Task description:
Determine how many lines include the string "screenshot". Output that number only.
--- Start ---
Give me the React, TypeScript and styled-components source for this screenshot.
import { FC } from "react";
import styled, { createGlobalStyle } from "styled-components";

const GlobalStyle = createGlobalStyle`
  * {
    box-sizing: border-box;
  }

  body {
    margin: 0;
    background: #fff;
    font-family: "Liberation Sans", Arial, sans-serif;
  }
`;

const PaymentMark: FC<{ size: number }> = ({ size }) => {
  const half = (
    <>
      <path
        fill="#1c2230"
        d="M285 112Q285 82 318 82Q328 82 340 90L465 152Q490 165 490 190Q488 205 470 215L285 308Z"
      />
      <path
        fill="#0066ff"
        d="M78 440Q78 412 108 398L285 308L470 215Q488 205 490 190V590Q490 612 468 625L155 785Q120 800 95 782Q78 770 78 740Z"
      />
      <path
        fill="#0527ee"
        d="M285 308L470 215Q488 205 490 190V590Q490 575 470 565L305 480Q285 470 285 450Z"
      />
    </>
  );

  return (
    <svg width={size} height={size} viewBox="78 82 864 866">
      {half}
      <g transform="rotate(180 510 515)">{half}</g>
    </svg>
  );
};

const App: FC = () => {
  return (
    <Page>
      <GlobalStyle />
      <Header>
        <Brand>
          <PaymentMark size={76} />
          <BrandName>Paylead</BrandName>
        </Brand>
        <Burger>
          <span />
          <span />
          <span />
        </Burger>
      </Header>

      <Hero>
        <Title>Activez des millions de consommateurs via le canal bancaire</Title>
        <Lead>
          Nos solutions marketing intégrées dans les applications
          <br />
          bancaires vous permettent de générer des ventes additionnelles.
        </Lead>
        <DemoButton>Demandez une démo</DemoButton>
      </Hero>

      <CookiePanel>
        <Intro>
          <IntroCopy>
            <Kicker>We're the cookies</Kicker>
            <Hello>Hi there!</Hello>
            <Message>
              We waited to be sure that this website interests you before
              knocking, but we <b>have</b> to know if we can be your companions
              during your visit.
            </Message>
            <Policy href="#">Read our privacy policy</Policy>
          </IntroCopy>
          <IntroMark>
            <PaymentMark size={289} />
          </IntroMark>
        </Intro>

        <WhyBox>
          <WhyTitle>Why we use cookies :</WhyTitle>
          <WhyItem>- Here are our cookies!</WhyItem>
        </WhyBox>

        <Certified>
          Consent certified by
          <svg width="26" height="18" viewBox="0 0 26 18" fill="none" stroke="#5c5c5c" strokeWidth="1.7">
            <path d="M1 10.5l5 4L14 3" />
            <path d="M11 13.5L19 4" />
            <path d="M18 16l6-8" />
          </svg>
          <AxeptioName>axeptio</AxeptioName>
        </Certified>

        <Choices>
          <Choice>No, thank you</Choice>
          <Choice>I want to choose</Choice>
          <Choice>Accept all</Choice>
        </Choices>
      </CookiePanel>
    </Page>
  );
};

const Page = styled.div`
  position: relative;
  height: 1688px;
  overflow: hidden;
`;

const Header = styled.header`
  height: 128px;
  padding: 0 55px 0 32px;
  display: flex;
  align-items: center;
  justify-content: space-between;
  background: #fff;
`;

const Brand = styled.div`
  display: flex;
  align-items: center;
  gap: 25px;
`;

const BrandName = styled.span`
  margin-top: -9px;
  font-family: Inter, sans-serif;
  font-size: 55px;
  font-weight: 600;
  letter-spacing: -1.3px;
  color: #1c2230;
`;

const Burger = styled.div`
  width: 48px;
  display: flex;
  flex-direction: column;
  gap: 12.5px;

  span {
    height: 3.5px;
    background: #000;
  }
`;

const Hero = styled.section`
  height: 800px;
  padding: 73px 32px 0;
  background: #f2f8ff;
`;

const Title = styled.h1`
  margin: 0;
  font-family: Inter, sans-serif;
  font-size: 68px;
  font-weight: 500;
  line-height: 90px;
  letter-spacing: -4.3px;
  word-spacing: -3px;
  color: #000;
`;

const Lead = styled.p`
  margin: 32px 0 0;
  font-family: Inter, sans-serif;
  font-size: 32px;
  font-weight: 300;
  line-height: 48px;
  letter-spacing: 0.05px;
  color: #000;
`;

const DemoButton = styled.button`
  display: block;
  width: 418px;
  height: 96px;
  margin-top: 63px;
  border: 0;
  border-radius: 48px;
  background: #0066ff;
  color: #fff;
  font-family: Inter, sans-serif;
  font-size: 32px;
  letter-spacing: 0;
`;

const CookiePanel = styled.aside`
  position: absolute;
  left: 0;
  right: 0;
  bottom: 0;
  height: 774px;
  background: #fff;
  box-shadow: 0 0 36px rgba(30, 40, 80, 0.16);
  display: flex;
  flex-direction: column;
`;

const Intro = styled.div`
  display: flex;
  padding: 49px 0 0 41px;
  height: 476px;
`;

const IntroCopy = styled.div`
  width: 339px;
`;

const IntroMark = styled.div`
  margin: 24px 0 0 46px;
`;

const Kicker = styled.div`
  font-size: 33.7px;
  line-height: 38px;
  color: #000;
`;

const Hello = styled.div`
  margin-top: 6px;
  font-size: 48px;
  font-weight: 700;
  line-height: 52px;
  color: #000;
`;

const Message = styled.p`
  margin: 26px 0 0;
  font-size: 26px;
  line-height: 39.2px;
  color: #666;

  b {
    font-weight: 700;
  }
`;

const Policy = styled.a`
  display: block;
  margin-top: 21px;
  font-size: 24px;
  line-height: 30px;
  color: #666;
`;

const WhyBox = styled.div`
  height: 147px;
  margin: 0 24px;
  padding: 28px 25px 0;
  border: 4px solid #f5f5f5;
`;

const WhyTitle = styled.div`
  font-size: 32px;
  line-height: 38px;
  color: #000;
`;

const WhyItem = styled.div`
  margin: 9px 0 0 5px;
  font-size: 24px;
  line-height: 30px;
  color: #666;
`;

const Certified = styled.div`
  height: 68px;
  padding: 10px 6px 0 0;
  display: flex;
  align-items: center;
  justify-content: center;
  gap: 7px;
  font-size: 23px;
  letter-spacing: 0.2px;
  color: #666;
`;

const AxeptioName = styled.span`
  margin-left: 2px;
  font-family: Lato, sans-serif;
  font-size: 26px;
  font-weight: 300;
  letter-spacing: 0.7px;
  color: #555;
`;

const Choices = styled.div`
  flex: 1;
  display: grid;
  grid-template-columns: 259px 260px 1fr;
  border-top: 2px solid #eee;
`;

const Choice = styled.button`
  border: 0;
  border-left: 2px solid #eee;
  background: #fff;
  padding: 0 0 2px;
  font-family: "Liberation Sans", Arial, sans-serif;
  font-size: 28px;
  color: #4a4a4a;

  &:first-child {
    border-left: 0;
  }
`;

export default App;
--- End ---
--- Start ---
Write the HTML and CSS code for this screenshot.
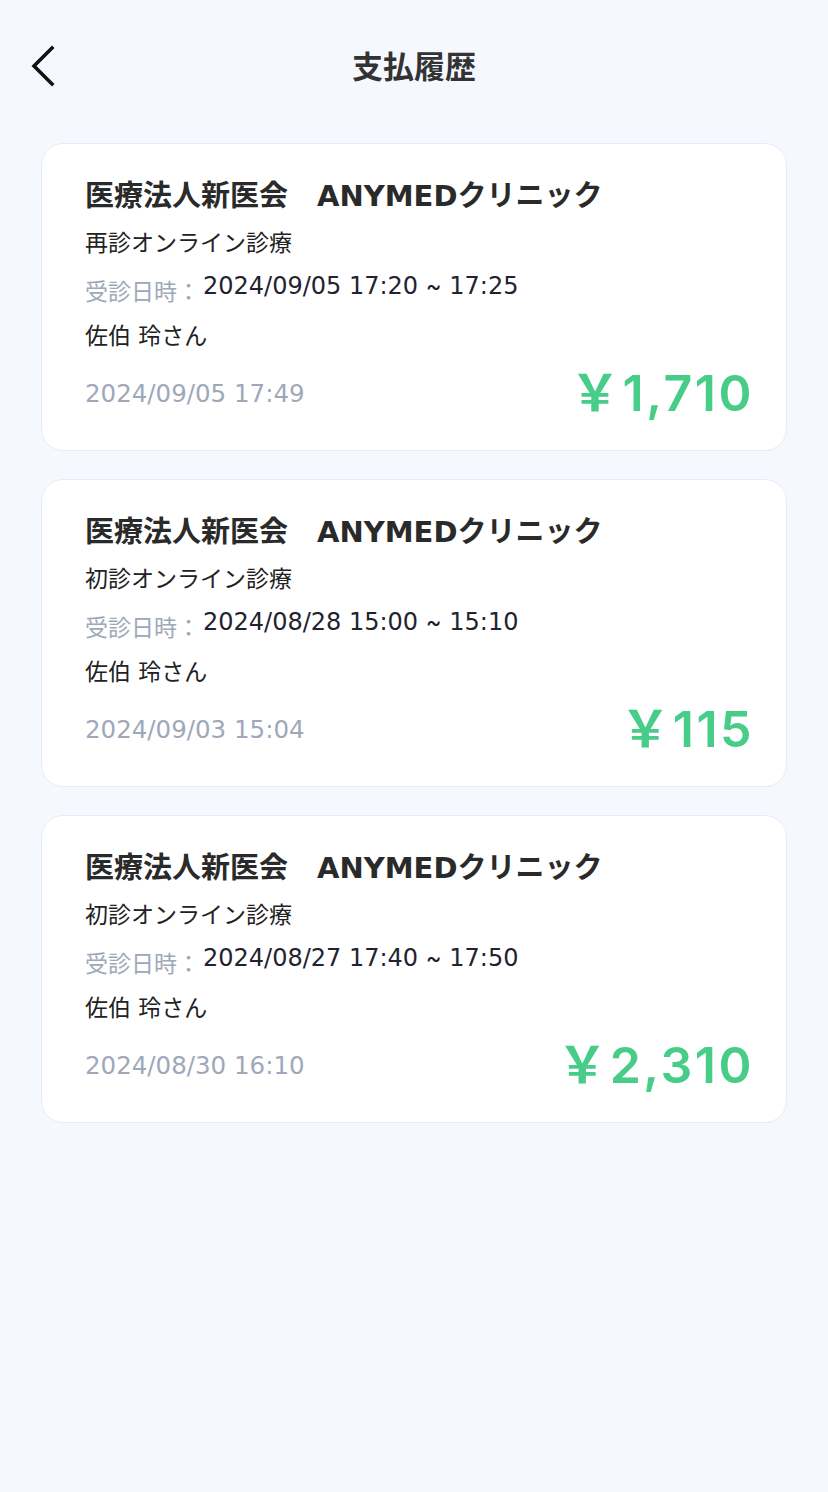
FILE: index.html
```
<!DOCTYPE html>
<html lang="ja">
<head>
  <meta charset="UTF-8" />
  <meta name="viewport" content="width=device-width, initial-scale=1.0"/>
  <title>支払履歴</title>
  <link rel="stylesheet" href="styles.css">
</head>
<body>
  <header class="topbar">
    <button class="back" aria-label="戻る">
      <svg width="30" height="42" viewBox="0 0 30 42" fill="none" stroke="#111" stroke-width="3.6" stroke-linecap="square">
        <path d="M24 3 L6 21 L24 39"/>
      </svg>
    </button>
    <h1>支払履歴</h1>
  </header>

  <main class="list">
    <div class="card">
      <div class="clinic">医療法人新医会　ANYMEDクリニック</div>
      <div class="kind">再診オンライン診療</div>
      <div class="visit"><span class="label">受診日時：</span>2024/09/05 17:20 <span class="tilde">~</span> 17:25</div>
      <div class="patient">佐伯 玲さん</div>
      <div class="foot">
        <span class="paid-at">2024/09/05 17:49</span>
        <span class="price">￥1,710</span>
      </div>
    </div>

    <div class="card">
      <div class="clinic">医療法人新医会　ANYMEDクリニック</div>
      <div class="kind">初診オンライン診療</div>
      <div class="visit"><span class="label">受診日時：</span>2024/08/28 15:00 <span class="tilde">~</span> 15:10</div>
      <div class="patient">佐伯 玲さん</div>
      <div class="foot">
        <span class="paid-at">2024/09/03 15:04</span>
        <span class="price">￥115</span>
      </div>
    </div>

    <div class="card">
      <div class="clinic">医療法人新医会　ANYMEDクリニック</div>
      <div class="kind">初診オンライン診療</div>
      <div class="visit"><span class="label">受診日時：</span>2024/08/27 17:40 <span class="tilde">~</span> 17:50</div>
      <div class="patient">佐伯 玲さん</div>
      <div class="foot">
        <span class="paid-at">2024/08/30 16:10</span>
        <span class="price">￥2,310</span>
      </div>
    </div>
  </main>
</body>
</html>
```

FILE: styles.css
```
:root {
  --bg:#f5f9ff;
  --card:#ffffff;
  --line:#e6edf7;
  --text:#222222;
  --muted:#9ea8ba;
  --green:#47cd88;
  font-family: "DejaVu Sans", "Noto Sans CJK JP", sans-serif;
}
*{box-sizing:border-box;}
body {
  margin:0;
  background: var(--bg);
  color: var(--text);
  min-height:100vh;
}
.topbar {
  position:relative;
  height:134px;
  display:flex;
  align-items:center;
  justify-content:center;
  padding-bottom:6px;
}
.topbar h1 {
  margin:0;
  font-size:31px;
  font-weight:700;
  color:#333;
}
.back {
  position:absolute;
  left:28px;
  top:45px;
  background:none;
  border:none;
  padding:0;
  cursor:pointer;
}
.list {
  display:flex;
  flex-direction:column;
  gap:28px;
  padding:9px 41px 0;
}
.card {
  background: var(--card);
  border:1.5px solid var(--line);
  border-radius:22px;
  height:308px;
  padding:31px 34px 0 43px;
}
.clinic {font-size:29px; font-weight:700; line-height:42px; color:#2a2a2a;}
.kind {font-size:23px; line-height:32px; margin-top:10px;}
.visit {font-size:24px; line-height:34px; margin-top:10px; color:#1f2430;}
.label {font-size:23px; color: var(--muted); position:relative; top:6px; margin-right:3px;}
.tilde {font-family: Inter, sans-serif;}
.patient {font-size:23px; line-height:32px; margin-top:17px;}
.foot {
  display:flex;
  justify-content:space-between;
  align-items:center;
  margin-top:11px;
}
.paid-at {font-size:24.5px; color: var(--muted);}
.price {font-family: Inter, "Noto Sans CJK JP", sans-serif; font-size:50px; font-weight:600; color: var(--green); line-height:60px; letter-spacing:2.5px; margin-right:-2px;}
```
--- End ---
Result of the task:
2